For students starting medical school, the first year can involve a lot of time in a lecture hall. There are hundreds of terms to master and pages upon pages of notes to take.
But when the new class of medical students begins at the University of Vermont's Larner College of Medicine next week, a lot of that learning won't take place with a professor at a lectern.
The school has begun to phase out lectures in favor of what's known as "active learning" and plans to be done with lectures altogether by 2019.
Ironically, the man leading the effort loves lectures. In fact, William Jeffries, a dean at the school, wrote the chapter on lectures in two prominent textbooks on medical education. But he's now convinced they're not the best way to learn.
Jeffries spoke with All Things Consideredabout the thinking behind this move. This interview has been edited for length and clarity.
Why are lectures bad?
Well, I wouldn't say that they're bad. The issue is that there is a lot of evidence that lectures are not the best way to accumulate the skills needed to become a scientist or a physician. We've seen much evidence in the literature, accumulated in the last decade, that shows that when you do a comparison between lectures and other methods of learning — typically called "active learning" methods — that lectures are not as efficient or not as successful in allowing students to accumulate knowledge in the same amount of time.
So is it because we don't show up or because we're sleeping through lectures?
There's a lot of that, yes. It turns out that the lectures are not really good at engaging the learners in doing something. And I think that's the most important part of learning. We're finding out a lot from the neuroscience of learning that the brain needs to accumulate the information, but then also organize it and make sense of it and create an internal story that makes the knowledge make sense.
When you just tell somebody something, the chances of them remembering it diminishes over time, but if you are required to use that information, chances are you'll remember it much better.
Give us an example of a topic taught in a traditional lecture versus an "active learning" setting.
A good example would be the teaching of what we would call pharmacokinetics — the science of drug delivery. So, how does a drug get to the target organ or targeted receptor?
A lot of the science of pharmacokinetics is simply mathematical equations. If you have a lecture, it's simply presenting those equations and maybe giving examples of how they work.

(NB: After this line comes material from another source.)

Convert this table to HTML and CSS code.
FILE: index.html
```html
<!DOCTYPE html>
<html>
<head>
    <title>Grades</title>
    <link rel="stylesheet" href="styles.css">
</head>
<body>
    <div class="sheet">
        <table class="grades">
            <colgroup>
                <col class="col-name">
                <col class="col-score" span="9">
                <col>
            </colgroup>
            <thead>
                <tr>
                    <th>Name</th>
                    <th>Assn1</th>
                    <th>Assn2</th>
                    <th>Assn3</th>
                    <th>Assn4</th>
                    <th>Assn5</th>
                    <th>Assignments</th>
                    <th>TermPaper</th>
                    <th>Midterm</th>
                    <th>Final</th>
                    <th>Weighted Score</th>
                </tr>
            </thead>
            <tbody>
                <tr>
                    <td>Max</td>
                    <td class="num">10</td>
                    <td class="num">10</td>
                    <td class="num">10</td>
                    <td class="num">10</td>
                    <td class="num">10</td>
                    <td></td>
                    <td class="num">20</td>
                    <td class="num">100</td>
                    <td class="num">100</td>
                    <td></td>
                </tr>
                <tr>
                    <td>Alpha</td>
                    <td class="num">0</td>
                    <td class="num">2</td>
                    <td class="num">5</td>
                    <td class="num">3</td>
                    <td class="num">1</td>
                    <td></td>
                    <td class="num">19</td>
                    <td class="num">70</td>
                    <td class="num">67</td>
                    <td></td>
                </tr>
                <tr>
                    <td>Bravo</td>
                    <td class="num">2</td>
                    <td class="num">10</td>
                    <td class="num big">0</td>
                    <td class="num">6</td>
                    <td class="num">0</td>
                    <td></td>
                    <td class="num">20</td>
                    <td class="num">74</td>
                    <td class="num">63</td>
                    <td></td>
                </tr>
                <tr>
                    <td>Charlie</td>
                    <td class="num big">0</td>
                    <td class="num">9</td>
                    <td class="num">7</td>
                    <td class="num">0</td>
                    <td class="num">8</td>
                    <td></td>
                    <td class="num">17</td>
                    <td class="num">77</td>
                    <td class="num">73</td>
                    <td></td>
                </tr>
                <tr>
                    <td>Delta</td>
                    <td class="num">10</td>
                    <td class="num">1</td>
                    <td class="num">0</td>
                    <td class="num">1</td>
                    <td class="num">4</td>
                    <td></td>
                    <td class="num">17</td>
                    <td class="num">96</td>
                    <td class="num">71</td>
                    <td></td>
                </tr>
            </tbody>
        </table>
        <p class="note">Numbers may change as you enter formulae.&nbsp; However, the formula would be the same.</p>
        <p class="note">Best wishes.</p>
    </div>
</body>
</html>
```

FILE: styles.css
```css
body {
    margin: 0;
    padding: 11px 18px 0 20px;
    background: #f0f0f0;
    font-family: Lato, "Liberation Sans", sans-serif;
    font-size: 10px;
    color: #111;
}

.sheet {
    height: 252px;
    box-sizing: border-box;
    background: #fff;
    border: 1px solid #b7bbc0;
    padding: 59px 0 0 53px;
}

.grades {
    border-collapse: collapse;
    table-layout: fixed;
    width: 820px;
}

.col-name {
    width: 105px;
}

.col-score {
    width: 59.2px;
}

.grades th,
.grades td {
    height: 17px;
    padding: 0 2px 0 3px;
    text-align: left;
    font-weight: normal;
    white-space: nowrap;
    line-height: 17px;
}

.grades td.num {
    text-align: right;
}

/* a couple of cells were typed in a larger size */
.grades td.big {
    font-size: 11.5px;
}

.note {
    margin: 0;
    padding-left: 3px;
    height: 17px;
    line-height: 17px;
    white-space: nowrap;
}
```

In an active learning setting, you expect the students to learn about the equations before they get there. And when you get into the classroom setting, the students work in groups solving pharmacokinetic problems. Cases are presented where the patient gets a drug in a certain dose at a certain time, and you're looking at the action of that over time and the concentration of the drug in the blood.
So, those are the types of things where you're expecting the student to know the knowledge in order to use the knowledge. And then they don't forget it.
Have you had pushback to this move?
Certainly, we've gotten some pushback, but what I tell the average clinical faculty member is: "OK, if you like doing appendectomies using an old method because you like it, and you're really good at it, but it's really not the best method for the patient, would you do it?" Of course, the answer is always no. And then you turn around and say, "Well this method of teaching is actually not as good as other methods. Would you do that?" When confronted with a question like that, medical faculty typically tend to understand and agree.
Will this be the norm at every medical school in 10 or 20 years?
I hope so. [The] University of Vermont is not the only medical school that's recognized the value of active learning methods. A number of my colleagues around the country are leading similar efforts because of the incontrovertible evidence that active learning methods are superior to lectures.